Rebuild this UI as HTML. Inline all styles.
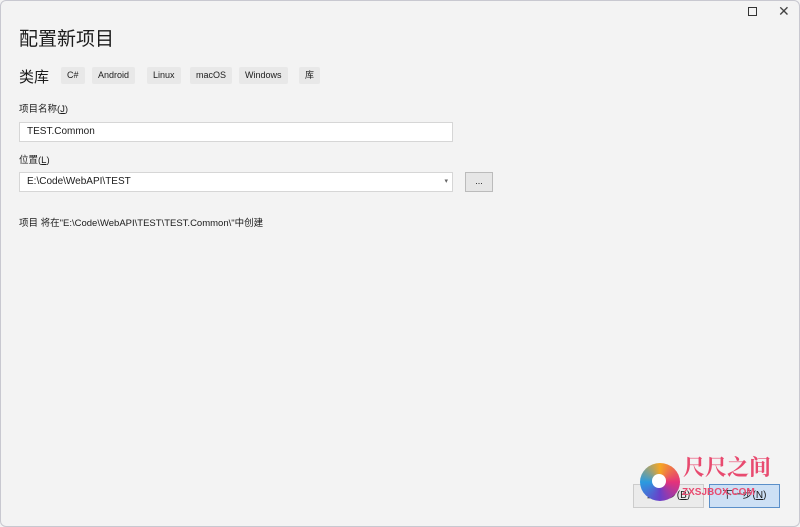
<!DOCTYPE html>
<html><head><meta charset="utf-8"><style>
*{margin:0;padding:0;box-sizing:border-box}
body{width:800px;height:527px;background:#f3f3f3;font-family:"Liberation Sans","Noto Sans CJK SC",sans-serif;color:#1b1b1b;position:relative;overflow:hidden}
.frame{position:absolute;left:0;top:0;width:800px;height:527px;border:1px solid #c8c8d0;border-radius:6px}
.a{position:absolute;white-space:nowrap}
.tag{position:absolute;top:67px;height:17px;background:#e8e8e8;font-size:9px;line-height:17px;padding:0 6px;border-radius:2px}
.in{position:absolute;left:19px;width:434px;height:20px;background:#fff;border:1px solid #d6d6d6;font-size:10px;line-height:18px;padding-left:7px}
</style></head><body>
<div class="frame"></div>
<div class="a" style="left:748px;top:7px;width:9px;height:9px;border:1px solid #333"></div>
<div class="a" style="left:778px;top:3px;font-size:14px;color:#444">✕</div>
<div class="a" style="left:19px;top:24px;font-size:19px">配置新项目</div>
<div class="a" style="left:19px;top:66px;font-size:15px">类库</div>
<div class="tag" style="left:61px">C#</div>
<div class="tag" style="left:92px">Android</div>
<div class="tag" style="left:147px">Linux</div>
<div class="tag" style="left:190px">macOS</div>
<div class="tag" style="left:239px">Windows</div>
<div class="tag" style="left:299px">库</div>
<div class="a" style="left:19px;top:101px;font-size:9.5px">项目名称(<u>J</u>)</div>
<div class="in" style="top:122px">TEST.Common</div>
<div class="a" style="left:19px;top:152px;font-size:9.5px">位置(<u>L</u>)</div>
<div class="in" style="top:172px">E:\Code\WebAPI\TEST<span style="position:absolute;right:4px;font-size:7px;color:#666">▾</span></div>
<div class="a" style="left:465px;top:172px;width:28px;height:20px;background:#e6e6e6;border:1px solid #bbb;font-size:9px;text-align:center;line-height:16px">...</div>
<div class="a" style="left:19px;top:215px;font-size:9.5px">项目 将在"E:\Code\WebAPI\TEST\TEST.Common\"中创建</div>
<div class="a" style="left:633px;top:484px;width:71px;height:24px;background:#ebebeb;border:1px solid #ccc;font-size:10px;text-align:center;line-height:22px">上一步(<u>B</u>)</div>
<div class="a" style="left:709px;top:484px;width:71px;height:24px;background:#cde0f5;border:1px solid #5b8fc9;font-size:10px;text-align:center;line-height:22px">下一步(<u>N</u>)</div>
<div class="a" style="left:640px;top:463px;width:40px;height:38px;border-radius:50%;background:conic-gradient(#f5a623,#e5327a,#6a3fc9,#2a9be0,#f5a623)"></div>
<div class="a" style="left:652px;top:474px;width:14px;height:14px;border-radius:50%;background:#fff"></div>
<div class="a" style="left:683px;top:451px;font-size:22px;color:#e84a6f;font-family:'Noto Serif CJK SC',serif;font-weight:bold">尺尺之间</div>
<div class="a" style="left:682px;top:487px;font-size:10px;color:#e84a6f;font-weight:bold">ZXSJBOX.COM</div>
</body></html>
::::::::::
EXERCISE GOAL:
Every line above should be returned exactly; the pictures stay out.

WRITTEN ANSWER:
Rebuild this UI as HTML. Inline all styles.
<!DOCTYPE html>
<html><head><meta charset="utf-8"><style>
*{margin:0;padding:0;box-sizing:border-box}
body{width:800px;height:527px;background:#f3f3f3;font-family:"Liberation Sans","Noto Sans CJK SC",sans-serif;color:#1b1b1b;position:relative;overflow:hidden}
.frame{position:absolute;left:0;top:0;width:800px;height:527px;border:1px solid #c8c8d0;border-radius:6px}
.a{position:absolute;white-space:nowrap}
.tag{position:absolute;top:67px;height:17px;background:#e8e8e8;font-size:9px;line-height:17px;padding:0 6px;border-radius:2px}
.in{position:absolute;left:19px;width:434px;height:20px;background:#fff;border:1px solid #d6d6d6;font-size:10px;line-height:18px;padding-left:7px}
</style></head><body>
<div class="frame"></div>
<div class="a" style="left:748px;top:7px;width:9px;height:9px;border:1px solid #333"></div>
<div class="a" style="left:778px;top:3px;font-size:14px;color:#444">✕</div>
<div class="a" style="left:19px;top:24px;font-size:19px">配置新项目</div>
<div class="a" style="left:19px;top:66px;font-size:15px">类库</div>
<div class="tag" style="left:61px">C#</div>
<div class="tag" style="left:92px">Android</div>
<div class="tag" style="left:147px">Linux</div>
<div class="tag" style="left:190px">macOS</div>
<div class="tag" style="left:239px">Windows</div>
<div class="tag" style="left:299px">库</div>
<div class="a" style="left:19px;top:101px;font-size:9.5px">项目名称(<u>J</u>)</div>
<div class="in" style="top:122px">TEST.Common</div>
<div class="a" style="left:19px;top:152px;font-size:9.5px">位置(<u>L</u>)</div>
<div class="in" style="top:172px">E:\Code\WebAPI\TEST<span style="position:absolute;right:4px;font-size:7px;color:#666">▾</span></div>
<div class="a" style="left:465px;top:172px;width:28px;height:20px;background:#e6e6e6;border:1px solid #bbb;font-size:9px;text-align:center;line-height:16px">...</div>
<div class="a" style="left:19px;top:215px;font-size:9.5px">项目 将在"E:\Code\WebAPI\TEST\TEST.Common\"中创建</div>
<div class="a" style="left:633px;top:484px;width:71px;height:24px;background:#ebebeb;border:1px solid #ccc;font-size:10px;text-align:center;line-height:22px">上一步(<u>B</u>)</div>
<div class="a" style="left:709px;top:484px;width:71px;height:24px;background:#cde0f5;border:1px solid #5b8fc9;font-size:10px;text-align:center;line-height:22px">下一步(<u>N</u>)</div>
<div class="a" style="left:640px;top:463px;width:40px;height:38px;border-radius:50%;background:conic-gradient(#f5a623,#e5327a,#6a3fc9,#2a9be0,#f5a623)"></div>
<div class="a" style="left:652px;top:474px;width:14px;height:14px;border-radius:50%;background:#fff"></div>
<div class="a" style="left:683px;top:451px;font-size:22px;color:#e84a6f;font-family:'Noto Serif CJK SC',serif;font-weight:bold">尺尺之间</div>
<div class="a" style="left:682px;top:487px;font-size:10px;color:#e84a6f;font-weight:bold">ZXSJBOX.COM</div>
</body></html>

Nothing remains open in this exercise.